Information given ▸
=====

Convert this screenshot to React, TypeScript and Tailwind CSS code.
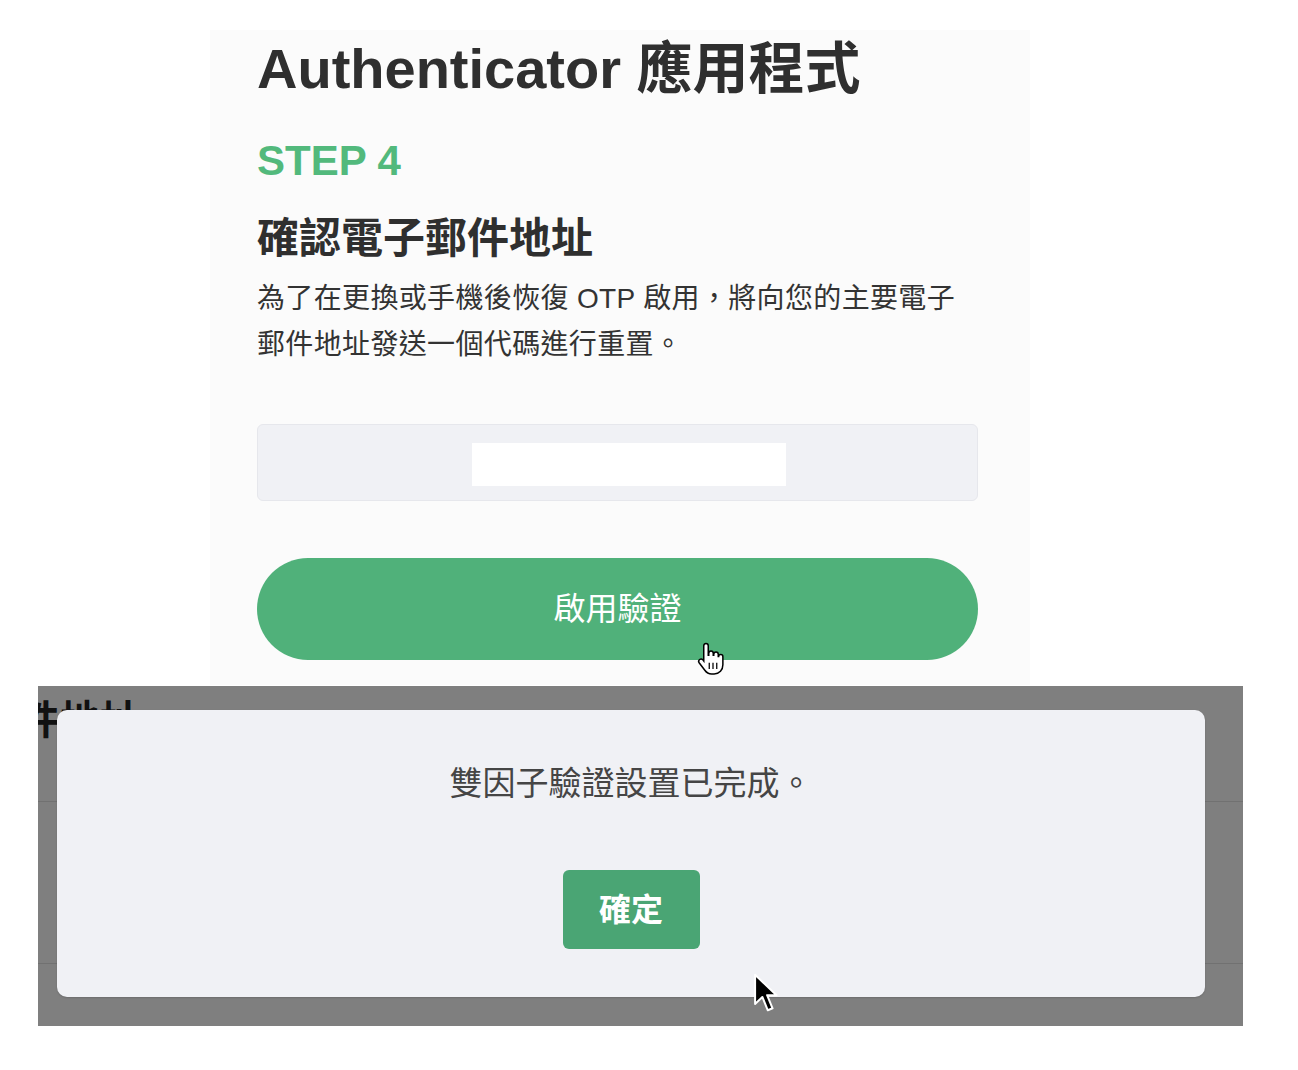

=====

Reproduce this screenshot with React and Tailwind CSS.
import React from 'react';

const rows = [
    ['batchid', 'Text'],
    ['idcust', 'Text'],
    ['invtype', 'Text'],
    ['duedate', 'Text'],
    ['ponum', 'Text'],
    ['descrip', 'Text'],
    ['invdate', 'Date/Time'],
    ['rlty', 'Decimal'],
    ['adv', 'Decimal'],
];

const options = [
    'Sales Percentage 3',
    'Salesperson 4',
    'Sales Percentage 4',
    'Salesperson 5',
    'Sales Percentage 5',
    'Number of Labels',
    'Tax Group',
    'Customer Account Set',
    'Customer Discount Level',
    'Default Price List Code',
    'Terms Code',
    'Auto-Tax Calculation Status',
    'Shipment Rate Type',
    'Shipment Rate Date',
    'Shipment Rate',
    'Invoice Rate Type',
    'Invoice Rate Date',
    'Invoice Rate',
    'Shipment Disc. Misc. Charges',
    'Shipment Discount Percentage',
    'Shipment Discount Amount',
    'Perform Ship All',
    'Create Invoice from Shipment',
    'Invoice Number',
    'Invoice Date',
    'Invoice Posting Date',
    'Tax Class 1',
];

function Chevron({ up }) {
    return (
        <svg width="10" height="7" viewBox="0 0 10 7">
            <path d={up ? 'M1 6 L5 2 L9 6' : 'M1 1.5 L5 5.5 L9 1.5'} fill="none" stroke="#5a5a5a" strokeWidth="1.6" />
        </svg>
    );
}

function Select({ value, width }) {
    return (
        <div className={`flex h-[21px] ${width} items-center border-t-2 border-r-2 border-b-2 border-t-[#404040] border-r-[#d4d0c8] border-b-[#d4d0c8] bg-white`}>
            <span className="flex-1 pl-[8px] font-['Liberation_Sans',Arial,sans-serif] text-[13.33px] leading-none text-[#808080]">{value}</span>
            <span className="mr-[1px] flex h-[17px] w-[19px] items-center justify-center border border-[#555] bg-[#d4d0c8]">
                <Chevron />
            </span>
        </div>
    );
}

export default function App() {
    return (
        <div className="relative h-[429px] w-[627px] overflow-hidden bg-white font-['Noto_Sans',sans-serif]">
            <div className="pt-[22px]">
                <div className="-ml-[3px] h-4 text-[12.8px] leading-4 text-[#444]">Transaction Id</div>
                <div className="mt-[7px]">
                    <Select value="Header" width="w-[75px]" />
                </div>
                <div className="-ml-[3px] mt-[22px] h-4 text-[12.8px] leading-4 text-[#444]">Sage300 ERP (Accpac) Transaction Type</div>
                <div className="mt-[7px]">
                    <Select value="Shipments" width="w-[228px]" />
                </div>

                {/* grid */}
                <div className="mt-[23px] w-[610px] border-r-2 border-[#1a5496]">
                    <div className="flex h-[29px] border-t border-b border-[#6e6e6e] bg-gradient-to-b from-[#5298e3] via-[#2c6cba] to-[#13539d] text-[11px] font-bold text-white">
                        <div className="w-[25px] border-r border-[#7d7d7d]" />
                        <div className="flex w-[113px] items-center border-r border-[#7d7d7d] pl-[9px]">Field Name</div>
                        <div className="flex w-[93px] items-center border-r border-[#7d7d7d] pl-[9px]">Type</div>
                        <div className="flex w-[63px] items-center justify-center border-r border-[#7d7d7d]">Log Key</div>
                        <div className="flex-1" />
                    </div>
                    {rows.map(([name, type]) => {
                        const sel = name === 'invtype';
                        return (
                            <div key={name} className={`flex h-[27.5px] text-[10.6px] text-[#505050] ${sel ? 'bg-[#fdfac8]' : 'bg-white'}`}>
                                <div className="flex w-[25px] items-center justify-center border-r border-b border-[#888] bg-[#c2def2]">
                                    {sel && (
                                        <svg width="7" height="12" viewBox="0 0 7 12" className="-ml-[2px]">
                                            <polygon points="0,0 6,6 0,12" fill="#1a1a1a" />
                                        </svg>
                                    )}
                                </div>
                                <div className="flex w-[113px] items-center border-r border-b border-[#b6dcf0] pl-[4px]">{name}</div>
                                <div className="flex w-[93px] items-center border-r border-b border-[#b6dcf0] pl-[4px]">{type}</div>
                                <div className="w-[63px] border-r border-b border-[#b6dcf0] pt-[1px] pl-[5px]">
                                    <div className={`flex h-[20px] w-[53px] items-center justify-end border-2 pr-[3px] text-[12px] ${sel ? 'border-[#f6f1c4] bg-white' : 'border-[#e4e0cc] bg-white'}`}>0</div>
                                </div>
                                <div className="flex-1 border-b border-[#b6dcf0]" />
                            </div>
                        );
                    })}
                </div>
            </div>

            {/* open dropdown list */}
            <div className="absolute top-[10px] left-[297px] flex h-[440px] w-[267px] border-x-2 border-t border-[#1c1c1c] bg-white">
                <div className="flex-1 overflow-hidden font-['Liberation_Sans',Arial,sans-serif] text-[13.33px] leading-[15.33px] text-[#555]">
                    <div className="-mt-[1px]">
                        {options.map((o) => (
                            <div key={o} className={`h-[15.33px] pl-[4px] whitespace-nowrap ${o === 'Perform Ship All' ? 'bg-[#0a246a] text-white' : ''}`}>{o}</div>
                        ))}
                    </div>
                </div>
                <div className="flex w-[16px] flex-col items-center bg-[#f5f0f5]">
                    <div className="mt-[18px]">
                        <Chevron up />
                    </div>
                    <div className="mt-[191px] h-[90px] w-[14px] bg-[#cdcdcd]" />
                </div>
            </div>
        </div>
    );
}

=====

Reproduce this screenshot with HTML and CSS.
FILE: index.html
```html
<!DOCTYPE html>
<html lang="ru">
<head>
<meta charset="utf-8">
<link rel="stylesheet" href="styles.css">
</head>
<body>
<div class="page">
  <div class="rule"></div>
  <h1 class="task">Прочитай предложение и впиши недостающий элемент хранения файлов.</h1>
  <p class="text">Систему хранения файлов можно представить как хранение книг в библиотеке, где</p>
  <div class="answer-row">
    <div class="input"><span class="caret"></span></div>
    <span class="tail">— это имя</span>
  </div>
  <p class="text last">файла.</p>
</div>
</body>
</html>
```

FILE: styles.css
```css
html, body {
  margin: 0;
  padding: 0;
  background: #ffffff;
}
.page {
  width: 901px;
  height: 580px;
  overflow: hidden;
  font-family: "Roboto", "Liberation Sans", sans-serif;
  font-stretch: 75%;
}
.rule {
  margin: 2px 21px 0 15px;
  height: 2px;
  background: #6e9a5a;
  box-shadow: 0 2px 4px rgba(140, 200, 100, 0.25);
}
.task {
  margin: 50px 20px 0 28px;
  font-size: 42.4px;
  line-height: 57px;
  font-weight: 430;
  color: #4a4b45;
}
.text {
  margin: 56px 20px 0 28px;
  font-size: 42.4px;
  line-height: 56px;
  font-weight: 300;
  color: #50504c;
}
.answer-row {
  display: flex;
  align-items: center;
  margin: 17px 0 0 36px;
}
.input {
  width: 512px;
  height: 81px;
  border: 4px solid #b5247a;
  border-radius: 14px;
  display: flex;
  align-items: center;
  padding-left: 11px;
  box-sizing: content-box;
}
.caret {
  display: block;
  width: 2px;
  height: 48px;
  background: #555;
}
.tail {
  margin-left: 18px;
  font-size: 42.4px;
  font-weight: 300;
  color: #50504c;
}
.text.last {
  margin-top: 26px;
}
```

=====

Instruction ▸ Above are the records; print exactly the lines from the line with "Reproduce this screenshot with React" to the line with "import React from 'react';", including both, and nothing else.

Answer ▸
Reproduce this screenshot with React and Tailwind CSS.
import React from 'react';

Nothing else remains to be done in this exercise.